Greg LeMond ripercorre la sua carriera, con qualche rimpianto: “Non fosse cominciata l’era dell’EPO, sarei arrivato a vincere cinque Tour de France”

Greg LeMond è stato uno dei corridori che ha segnato l’epoca del ciclismo fra gli Anni Ottanta e il decennio successivo. L’ex corridore, oggi 63enne, è stato il primo statunitense a vincere il Tour de France, arrivando poi a conquistarne tre, fra cui quello passato alla storia per il sorpasso in classifica messo in atto su Laurent Fignon proprio all’ultima tappa, a cronometro, nel 1989. Nella bacheca di LeMond ci sono anche due Campionati del mondo, quello di Altenrhein 1983 e quello di Chambéry 1989, oltre ad altri successi che portano il totale di carriera a 30. Secondo lo statunitense, però, la sua bacheca dei trofei avrebbe potuto essere ancora più significativa.

“Una parte del mio cuore soffre al pensiero di non aver avuto una carriera meno condizionata dagli infortuni e da quello che è stato l’inizio dell’era dell’EPO – le parole di Greg Lemond in un’intervista concessa a Cycling Weekly – Sono stato il primo statunitense a vincere un Tour e poi un incidente mi ha condizionato la vita proprio in quello che sarebbe stato il mio periodo migliore. Io ho sognato di vincere cinque Tour de France e credo che questo traguardo sarebbe stato una logica conseguenza. Penso proprio che senza l’EPO avrei vinto i Tour del 1991 e del 1992″. Gare, queste ultime, vinte entrambe da Miguel Induráin; LeMond fu invece settimo nel ’91 e ritirato nel ’92.

Negli anni LeMond ha corso per Renault-Elf-Gitane, debuttando nel 1981, e poi per La Vie Claire, PDM, Adr-Agrigel-Bottecchia e per la Z, prima di chiudere la carriera con la francese GAN, nel 1994. Con il passare del tempo, non ha mai fatto mancare la sua voce contro le pratiche dopanti, scontrandosi spesso con Lance Armstrong e con altri personaggi legati a quel periodo storico, come Johan Bruyneel. “Era sconvolgente vedere che nel suo periodo le cose erano diventate ancora peggiori che durante gli Anni Novanta – commenta LeMond – Questo mi ha portato anche a lasciare il ruolo che avevo come commentatore tecnico in televisione. Mi piaceva, ma era dura entusiasmarsi per alcune persone di cui sapevo ‘certe cose’. È stato doloroso”.

La carriera di LeMond è stata condizionata anche da un avvenimento per certi versi incredibile: nella primavera del 1987, pochi mesi dopo aver vinto il primo Tour, fu infatti bersaglio di un colpo di arma da fuoco, sparato dal cognato, durante una battuta di caccia in California.
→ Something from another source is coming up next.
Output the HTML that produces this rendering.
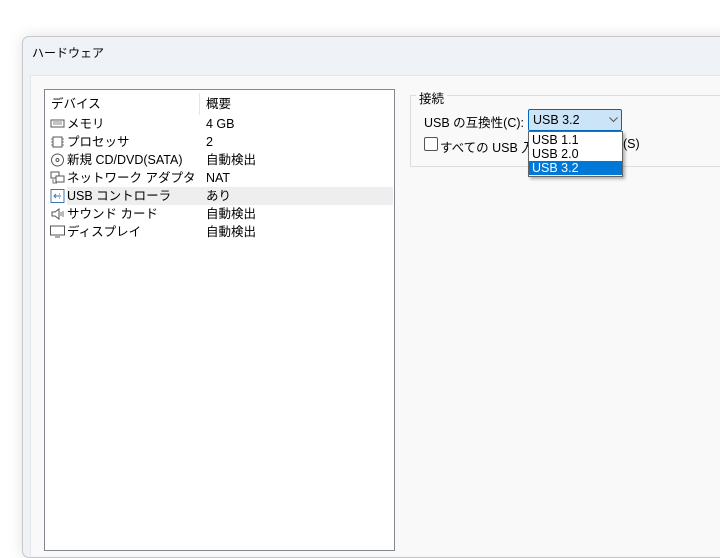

L’incidente, che gli provocò anche un avvelenamento da piombo e, secondo lui stesso, anche la successiva leucemia, poi curata, non gli impedì comunque di tornare alle gare, alla fine dello stesso anno. Le cose però non andarono bene fino al 1989: “L’anno prima ero andato alla PDM: a ogni corsa mi dicevo che sarei tornato ad andar forte, ma questo non accadeva mai. E poi, due corridori della squadra sono stati trovati positivi. Era un incubo e decisi di andarmene. Così, nel 1989 andai alla Adr, che era una grande squadra, ma con quello che era probabilmente il budget più basso mai visto nel ciclismo. Non pagavano nessuno, in pratica“.

Per LeMond, però, quello che contava era tornare al massimo livello: “Portai a termine il Giro d’Italia 1989, ma con grandi difficoltà, a causa di una serie di allergie – racconta lo statunitense – Andai al Tour senza alcuna aspettativa e invece addirittura lo vinsi. Passare dal Giro, così negativo, a quel Tour fu forse la cosa più pazza che potesse capitarmi. L’ultima cronometro con il sorpasso su Fignon? Furono importanti anche gli accorgimenti tecnologici (come il manubrio, la ruota lenticolare posteriore, il casco e la posizione aerodinamica – ndr). Credo di poter dire di aver giocato un ruolo importante nel ciclismo, portandolo in un’era più moderna sotto questo aspetto“.